While watching a parade of fresh Roman troops entering the city from the palace rooftop, Judah Ben-Hur’s sister knocks loose a roofing tile, which falls and slightly wounds a Roman officer. Soldiers immediately burst into the complex and arrest Judah and the two women. In retaliation for their “crime” of attacking Romans, his mother and sister are immediately imprisoned, and Judah is carried off in chains to serve as a slave in the Roman galleys. Messala does nothing to intervene on behalf of his old friend or the family who had treated him as their own son, and Judah vows to return one day and have vengeance on him.

While being marched to the Mediterranean coast through the scorching Judean desert, Judah is cruelly prevented by Roman guards from drinking any water when the rest of the prisoners stop briefly at a well. Suddenly, a stranger appears and silently walks to the well. He draws water and gives a cup to Judah, while the guards are strangely awestruck by the stranger’s intense gaze and compassion. The stranger is Jesus, and Judah is haunted by the memory of his kindness and his radiant face that day.

Judah spends five years below the decks of Roman ships, pulling on the oars while seething with hatred, and dreaming of revenge. During a fierce battle at sea, Judah’s ship is destroyed and sinks, but he manages to survive by clinging to the wreckage. By a bizarre twist of fate, he saves the life of the Roman commander of the fleet, who takes him to Rome and gratefully adopts Judah as his own son. The emperor Tiberius declares the former Hebrew prince to now be a Roman citizen, and he is hailed as a hero. But Judah longs to return to Judea in order to discover the fate of his mother and sister, and have his revenge on Messala. He must wait another two years, and during this time, he becomes renowned as one of the finest charioteers in the Empire.

At last, Judah is finally able to return to his homeland. Upon landing in Judea, he encounters Balthazar, one of the three wise Zoroastrian magi who had followed the star over Bethlehem to the site of Christ’s birth, and has become a Christian while following Jesus’ ministry. He is also befriended by Prince Ilderim, an Arab sheik who convinces Judah to drive the sheik’s dazzling team of four Arabian horses in a chariot race at Antioch against Messala. After a brutal race – the highlight of the story – Messala dies of his injuries. As a final act of hatred, he tells Judah that his mother and sister have not died in prison, but have become lepers. Judah rescues the women from the Valley of the Lepers, and, recalling Balthazar’s telling of Christ’s miracles, he tries to take them to Jesus to cure them, only to discover that he’s been sentenced to crucifixion.

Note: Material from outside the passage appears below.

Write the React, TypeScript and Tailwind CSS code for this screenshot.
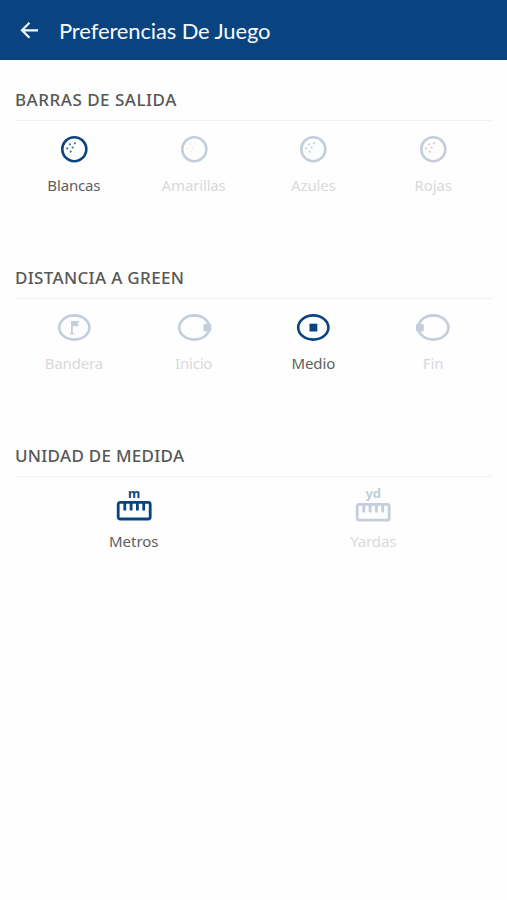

Judah and the two women arrive at Golgotha just as Christ utters his last cries to God and dies on the cross. In the terrifying thunderstorm that follows, the rain cleanses the women of leprosy. Judah realizes that Jesus is the Messiah, sent to cleanse the world of its sins through his suffering and death. Judah is redeemed, and renounces his life of violence and revenge in order to follow Jesus’ teachings of peace.